Others aren’t keen on pressure washing. “I do not use high pressure or any brushes,” says David Kosar, an owner-operator from Dallas, who washes his truck every two weeks. “I use a woolly mitt from the auto parts store to wash and a chamois to dry. I do use pressure washes for my undercarriage, but getting too close to paint with a high-pressure wand can sometimes take off paint.”
Some tricks of the trade will never be found at a truck wash. Culver uses an old sock to apply Speedy All Metal Polish and a towel and some flour to bring out the shine. “The flour also picks up black residue,” Culver says.
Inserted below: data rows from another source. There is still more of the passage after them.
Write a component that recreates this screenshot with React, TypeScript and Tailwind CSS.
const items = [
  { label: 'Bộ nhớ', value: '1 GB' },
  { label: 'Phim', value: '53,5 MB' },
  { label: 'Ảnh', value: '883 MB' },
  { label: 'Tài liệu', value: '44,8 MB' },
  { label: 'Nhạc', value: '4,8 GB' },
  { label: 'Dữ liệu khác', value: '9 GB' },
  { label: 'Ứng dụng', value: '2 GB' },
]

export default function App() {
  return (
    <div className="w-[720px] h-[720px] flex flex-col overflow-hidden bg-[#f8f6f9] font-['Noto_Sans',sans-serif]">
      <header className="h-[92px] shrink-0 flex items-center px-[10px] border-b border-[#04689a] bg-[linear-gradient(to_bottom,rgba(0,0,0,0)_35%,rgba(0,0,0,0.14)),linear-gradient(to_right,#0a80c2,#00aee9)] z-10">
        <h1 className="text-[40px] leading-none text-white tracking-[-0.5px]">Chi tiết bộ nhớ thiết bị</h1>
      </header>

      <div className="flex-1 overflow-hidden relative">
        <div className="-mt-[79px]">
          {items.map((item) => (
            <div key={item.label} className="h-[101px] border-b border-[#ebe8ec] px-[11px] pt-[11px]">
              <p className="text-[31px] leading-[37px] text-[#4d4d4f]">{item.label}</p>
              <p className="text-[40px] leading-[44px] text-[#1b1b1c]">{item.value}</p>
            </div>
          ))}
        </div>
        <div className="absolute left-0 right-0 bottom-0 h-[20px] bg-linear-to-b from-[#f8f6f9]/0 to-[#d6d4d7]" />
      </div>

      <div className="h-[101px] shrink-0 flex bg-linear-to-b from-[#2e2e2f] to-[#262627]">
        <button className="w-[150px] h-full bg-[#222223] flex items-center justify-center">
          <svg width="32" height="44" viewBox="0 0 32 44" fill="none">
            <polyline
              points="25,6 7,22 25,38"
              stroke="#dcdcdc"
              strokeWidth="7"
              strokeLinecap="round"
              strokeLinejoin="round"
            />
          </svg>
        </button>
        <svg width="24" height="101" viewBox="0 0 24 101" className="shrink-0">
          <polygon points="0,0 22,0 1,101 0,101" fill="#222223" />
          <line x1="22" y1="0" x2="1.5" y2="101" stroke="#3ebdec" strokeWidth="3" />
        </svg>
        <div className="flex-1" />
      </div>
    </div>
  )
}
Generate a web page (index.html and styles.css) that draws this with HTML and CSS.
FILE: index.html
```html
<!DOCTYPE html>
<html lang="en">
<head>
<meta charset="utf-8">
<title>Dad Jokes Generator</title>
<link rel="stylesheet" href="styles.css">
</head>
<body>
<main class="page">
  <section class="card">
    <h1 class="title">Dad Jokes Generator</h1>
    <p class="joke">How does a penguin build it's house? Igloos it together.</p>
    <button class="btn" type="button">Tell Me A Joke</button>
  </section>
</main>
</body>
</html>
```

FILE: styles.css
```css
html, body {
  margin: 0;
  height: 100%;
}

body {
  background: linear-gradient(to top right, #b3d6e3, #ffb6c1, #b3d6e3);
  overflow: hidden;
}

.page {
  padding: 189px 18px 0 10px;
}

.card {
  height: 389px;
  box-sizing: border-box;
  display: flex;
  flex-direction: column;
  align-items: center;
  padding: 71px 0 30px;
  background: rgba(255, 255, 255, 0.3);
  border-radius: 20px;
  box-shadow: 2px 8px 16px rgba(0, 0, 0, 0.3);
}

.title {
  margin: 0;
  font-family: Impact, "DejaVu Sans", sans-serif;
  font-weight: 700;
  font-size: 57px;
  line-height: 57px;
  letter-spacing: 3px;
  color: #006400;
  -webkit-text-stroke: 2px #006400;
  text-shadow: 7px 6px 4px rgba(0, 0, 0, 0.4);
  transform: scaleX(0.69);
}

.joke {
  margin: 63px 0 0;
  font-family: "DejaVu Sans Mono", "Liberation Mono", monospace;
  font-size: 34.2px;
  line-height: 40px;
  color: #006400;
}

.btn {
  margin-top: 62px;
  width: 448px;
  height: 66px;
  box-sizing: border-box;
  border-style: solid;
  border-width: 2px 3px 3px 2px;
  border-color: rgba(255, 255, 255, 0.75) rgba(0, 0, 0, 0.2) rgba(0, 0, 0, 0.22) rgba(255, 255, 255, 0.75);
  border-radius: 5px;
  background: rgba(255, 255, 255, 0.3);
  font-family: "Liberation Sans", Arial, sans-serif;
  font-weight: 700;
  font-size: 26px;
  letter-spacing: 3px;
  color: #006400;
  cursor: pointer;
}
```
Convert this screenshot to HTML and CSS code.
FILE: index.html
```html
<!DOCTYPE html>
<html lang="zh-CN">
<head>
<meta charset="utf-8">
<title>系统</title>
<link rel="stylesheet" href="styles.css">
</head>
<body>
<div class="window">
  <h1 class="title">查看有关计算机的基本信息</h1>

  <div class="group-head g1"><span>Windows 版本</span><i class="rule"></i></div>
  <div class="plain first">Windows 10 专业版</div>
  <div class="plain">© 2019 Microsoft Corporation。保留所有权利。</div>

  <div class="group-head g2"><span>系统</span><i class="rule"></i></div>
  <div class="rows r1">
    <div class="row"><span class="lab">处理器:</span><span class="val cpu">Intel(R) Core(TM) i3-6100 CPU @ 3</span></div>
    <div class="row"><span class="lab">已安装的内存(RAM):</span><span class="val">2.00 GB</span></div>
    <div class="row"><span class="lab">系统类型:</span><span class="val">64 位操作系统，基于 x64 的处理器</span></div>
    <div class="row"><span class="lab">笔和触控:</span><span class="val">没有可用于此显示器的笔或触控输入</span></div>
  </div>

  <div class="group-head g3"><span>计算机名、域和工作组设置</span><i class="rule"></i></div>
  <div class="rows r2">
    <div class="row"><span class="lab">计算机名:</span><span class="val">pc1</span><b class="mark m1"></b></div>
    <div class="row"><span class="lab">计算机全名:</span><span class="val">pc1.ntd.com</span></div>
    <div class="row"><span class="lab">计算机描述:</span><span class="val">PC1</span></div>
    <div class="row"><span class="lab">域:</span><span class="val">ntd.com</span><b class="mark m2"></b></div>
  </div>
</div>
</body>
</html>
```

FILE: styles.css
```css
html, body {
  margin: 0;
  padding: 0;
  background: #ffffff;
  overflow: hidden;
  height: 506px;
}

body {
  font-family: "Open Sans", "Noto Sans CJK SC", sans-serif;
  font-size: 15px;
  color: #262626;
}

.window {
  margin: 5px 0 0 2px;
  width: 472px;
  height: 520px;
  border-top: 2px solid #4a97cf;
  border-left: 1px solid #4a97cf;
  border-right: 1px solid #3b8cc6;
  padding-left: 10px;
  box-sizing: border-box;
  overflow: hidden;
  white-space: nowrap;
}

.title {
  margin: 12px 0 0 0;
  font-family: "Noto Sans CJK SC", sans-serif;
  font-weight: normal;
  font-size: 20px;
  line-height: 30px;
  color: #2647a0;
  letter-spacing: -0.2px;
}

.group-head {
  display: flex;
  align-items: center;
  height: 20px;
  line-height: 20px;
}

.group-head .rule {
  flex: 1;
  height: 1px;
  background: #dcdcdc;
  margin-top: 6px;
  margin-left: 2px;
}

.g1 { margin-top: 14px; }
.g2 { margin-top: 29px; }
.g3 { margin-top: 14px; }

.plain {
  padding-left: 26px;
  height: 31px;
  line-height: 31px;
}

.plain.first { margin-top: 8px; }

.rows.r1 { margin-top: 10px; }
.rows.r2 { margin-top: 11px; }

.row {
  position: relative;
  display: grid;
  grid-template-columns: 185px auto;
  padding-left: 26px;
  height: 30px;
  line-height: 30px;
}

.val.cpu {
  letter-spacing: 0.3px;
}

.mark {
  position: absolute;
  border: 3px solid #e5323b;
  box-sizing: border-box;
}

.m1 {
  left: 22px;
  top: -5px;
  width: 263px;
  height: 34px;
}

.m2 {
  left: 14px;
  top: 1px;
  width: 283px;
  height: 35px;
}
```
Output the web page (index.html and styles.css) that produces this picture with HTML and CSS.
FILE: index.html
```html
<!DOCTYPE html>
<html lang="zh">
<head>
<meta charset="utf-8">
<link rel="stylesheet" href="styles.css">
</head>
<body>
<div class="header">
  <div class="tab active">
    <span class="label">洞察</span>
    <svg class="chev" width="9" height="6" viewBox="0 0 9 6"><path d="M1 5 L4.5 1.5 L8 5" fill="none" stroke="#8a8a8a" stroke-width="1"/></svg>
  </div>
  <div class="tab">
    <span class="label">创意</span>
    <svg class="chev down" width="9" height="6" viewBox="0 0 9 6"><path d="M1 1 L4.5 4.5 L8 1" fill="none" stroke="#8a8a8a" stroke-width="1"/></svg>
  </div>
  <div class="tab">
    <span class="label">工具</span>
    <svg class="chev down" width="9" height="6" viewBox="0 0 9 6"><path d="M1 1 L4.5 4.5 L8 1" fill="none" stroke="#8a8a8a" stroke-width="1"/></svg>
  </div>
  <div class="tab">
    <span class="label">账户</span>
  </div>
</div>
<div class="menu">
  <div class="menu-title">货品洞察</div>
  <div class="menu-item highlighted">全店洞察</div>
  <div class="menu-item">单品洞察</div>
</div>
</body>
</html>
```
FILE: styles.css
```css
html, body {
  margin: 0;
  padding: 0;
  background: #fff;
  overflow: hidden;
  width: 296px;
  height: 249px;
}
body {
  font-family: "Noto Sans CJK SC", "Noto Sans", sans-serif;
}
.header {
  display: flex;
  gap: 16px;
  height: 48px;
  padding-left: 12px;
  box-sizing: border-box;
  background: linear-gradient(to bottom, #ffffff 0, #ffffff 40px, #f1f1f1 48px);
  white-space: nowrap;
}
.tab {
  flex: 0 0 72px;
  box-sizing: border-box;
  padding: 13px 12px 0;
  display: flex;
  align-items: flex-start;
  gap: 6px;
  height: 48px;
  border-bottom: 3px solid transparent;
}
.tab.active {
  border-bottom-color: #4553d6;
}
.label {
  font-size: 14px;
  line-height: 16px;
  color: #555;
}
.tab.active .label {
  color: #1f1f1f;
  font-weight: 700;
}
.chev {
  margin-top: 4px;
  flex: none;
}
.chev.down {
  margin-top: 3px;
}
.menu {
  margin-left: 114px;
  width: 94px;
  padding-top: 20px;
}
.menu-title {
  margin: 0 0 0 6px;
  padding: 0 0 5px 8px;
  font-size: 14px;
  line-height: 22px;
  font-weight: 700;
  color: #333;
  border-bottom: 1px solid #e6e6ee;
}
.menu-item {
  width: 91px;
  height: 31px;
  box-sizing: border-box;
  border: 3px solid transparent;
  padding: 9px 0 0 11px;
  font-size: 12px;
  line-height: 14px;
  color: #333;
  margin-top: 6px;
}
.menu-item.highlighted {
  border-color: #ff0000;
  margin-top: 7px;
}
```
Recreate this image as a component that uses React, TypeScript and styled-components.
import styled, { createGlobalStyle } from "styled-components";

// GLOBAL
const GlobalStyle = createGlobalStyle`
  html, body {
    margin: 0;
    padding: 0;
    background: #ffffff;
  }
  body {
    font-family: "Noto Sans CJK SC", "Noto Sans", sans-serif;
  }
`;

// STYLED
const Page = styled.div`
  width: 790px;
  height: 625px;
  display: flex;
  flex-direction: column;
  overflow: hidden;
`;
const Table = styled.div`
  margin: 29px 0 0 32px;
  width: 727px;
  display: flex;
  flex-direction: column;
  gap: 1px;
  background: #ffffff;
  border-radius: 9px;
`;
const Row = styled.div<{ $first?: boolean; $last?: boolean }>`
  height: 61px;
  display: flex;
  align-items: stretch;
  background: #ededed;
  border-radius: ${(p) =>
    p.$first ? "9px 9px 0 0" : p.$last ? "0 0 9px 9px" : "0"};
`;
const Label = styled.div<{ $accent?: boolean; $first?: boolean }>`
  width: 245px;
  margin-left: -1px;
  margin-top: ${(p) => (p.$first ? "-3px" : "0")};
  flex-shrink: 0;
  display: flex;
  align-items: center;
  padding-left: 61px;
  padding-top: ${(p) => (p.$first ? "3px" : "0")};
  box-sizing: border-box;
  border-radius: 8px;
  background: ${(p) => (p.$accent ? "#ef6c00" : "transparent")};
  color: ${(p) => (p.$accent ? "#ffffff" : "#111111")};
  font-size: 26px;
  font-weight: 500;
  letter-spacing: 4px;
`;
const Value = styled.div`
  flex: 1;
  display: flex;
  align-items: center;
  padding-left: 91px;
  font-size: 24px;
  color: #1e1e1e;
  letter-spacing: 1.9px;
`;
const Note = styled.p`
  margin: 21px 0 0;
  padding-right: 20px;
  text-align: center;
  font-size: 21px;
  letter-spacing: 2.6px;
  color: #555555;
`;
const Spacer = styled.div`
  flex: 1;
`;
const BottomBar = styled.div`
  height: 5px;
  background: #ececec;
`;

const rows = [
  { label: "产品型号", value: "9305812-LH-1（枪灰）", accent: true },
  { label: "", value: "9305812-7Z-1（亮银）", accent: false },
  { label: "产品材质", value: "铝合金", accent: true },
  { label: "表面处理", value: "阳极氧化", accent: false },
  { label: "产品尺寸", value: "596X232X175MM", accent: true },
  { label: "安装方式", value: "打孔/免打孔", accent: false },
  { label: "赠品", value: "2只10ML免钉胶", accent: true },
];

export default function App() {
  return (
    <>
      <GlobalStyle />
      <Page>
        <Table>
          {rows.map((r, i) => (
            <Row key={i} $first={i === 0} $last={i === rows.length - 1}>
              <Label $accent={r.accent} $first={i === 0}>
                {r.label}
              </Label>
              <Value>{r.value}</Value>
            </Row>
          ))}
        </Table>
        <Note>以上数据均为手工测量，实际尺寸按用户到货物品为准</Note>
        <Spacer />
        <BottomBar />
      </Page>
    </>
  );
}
Some owner-operators swear by their woolly mitts and avoid brushes, but Culver prefers extremely soft brushes. He uses a sponge to wax his paint.
Whether you do your own washing, drying, waxing and polishing or catch up on sleep while others do them, don’t neglect your truck’s appearance. Keeping it clean and shiny protects your image and your investment.
Monty Casteel doesn’t mind paying to have his rims polished.
Protecting your paint is important even if you don’t compete in beauty shows. It is paint, after all, that must withstand all the dirt, salt and solvents of the road and continue to look fresh.
DuPont Imron paints are now used by Kenworth, Peterbilt, Freightliner, Western Star and Volvo on all their Class 8 vehicles. Applied, the paint is a mere 1.8 to 2 millimeters thick.
Agents called hardeners, catalysts or activators dry the paint and harden it, enhancing the paint’s ability to withstand contaminants and chipping. This 2-millimeter layer will hold up for years if treated correctly, simply by waxing and polishing.
“Any good car wax is fine,” says Larry Hellman of DuPont, who notes that waxing and polishing are not the same. “Wax has silicone, polish does not. Wax is longer lasting and provides more protection against environmental contaminants.”
While Imron 5000 has a clear coat already in its color coat and is applied in a single operation, Imron 6000 requires first a color coat and then a clear coat, Hellman says. Thus, when 6000 paint is waxed or polished, the clear coat, not the color coat, takes the shine.